_What the task asks_:
Quote the listing below in full and exactly as written, but omit every picture.

_Provided material_:
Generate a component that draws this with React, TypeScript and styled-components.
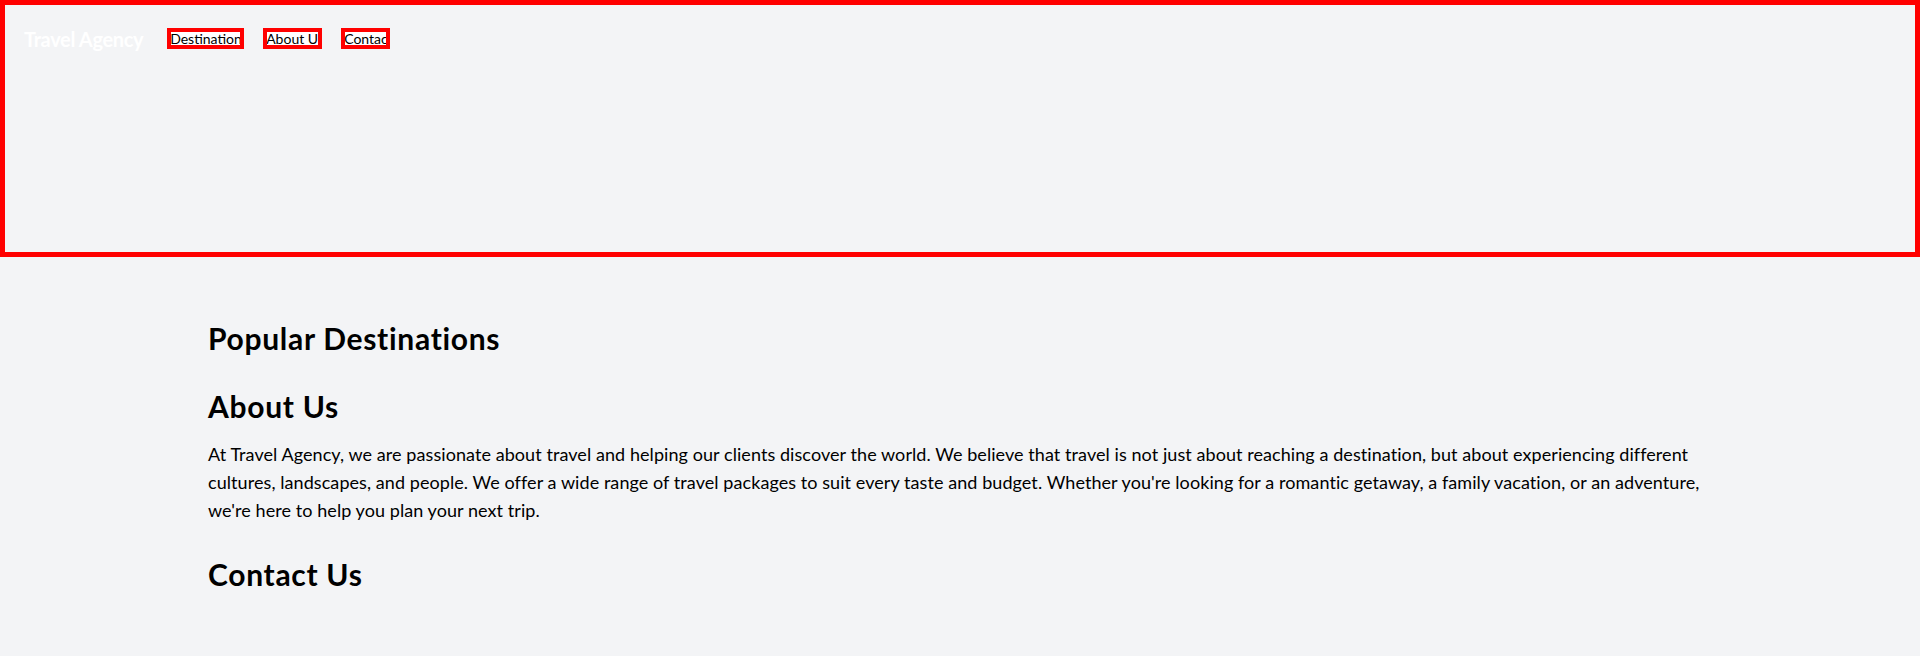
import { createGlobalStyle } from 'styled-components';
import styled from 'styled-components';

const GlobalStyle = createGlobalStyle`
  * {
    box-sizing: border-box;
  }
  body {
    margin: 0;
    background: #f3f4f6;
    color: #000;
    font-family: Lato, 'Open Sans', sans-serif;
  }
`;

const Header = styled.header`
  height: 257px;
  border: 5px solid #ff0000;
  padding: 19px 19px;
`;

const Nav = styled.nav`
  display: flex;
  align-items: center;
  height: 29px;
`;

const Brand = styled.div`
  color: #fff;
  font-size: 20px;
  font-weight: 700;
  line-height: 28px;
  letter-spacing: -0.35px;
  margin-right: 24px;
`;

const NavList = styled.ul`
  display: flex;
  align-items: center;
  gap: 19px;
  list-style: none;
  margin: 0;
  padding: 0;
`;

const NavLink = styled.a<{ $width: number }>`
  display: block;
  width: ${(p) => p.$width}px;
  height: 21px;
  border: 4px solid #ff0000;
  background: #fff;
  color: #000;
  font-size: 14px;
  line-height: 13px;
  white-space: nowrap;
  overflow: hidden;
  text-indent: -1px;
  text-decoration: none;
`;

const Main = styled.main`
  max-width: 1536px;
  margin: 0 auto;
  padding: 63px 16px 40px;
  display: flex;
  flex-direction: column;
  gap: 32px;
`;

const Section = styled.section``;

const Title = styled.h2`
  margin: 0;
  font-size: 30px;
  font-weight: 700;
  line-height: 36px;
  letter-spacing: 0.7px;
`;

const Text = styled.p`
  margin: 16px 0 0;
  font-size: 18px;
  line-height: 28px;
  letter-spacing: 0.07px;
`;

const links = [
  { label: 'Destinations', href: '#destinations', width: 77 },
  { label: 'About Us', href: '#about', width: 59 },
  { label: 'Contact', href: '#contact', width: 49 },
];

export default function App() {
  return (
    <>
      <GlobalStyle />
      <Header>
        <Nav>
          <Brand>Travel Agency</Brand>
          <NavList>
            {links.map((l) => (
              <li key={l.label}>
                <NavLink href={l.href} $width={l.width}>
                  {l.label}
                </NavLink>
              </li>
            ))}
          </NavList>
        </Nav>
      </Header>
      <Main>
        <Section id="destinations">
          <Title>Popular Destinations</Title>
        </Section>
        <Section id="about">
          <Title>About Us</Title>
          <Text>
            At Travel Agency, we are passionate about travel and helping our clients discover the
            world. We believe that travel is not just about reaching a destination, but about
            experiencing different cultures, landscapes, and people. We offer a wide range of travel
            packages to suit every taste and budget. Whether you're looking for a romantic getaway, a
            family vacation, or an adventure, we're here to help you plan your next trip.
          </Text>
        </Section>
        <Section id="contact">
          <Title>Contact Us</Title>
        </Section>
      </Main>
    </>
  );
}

_Expected output_:
Generate a component that draws this with React, TypeScript and styled-components.
import { createGlobalStyle } from 'styled-components';
import styled from 'styled-components';

const GlobalStyle = createGlobalStyle`
  * {
    box-sizing: border-box;
  }
  body {
    margin: 0;
    background: #f3f4f6;
    color: #000;
    font-family: Lato, 'Open Sans', sans-serif;
  }
`;

const Header = styled.header`
  height: 257px;
  border: 5px solid #ff0000;
  padding: 19px 19px;
`;

const Nav = styled.nav`
  display: flex;
  align-items: center;
  height: 29px;
`;

const Brand = styled.div`
  color: #fff;
  font-size: 20px;
  font-weight: 700;
  line-height: 28px;
  letter-spacing: -0.35px;
  margin-right: 24px;
`;

const NavList = styled.ul`
  display: flex;
  align-items: center;
  gap: 19px;
  list-style: none;
  margin: 0;
  padding: 0;
`;

const NavLink = styled.a<{ $width: number }>`
  display: block;
  width: ${(p) => p.$width}px;
  height: 21px;
  border: 4px solid #ff0000;
  background: #fff;
  color: #000;
  font-size: 14px;
  line-height: 13px;
  white-space: nowrap;
  overflow: hidden;
  text-indent: -1px;
  text-decoration: none;
`;

const Main = styled.main`
  max-width: 1536px;
  margin: 0 auto;
  padding: 63px 16px 40px;
  display: flex;
  flex-direction: column;
  gap: 32px;
`;

const Section = styled.section``;

const Title = styled.h2`
  margin: 0;
  font-size: 30px;
  font-weight: 700;
  line-height: 36px;
  letter-spacing: 0.7px;
`;

const Text = styled.p`
  margin: 16px 0 0;
  font-size: 18px;
  line-height: 28px;
  letter-spacing: 0.07px;
`;

const links = [
  { label: 'Destinations', href: '#destinations', width: 77 },
  { label: 'About Us', href: '#about', width: 59 },
  { label: 'Contact', href: '#contact', width: 49 },
];

export default function App() {
  return (
    <>
      <GlobalStyle />
      <Header>
        <Nav>
          <Brand>Travel Agency</Brand>
          <NavList>
            {links.map((l) => (
              <li key={l.label}>
                <NavLink href={l.href} $width={l.width}>
                  {l.label}
                </NavLink>
              </li>
            ))}
          </NavList>
        </Nav>
      </Header>
      <Main>
        <Section id="destinations">
          <Title>Popular Destinations</Title>
        </Section>
        <Section id="about">
          <Title>About Us</Title>
          <Text>
            At Travel Agency, we are passionate about travel and helping our clients discover the
            world. We believe that travel is not just about reaching a destination, but about
            experiencing different cultures, landscapes, and people. We offer a wide range of travel
            packages to suit every taste and budget. Whether you're looking for a romantic getaway, a
            family vacation, or an adventure, we're here to help you plan your next trip.
          </Text>
        </Section>
        <Section id="contact">
          <Title>Contact Us</Title>
        </Section>
      </Main>
    </>
  );
}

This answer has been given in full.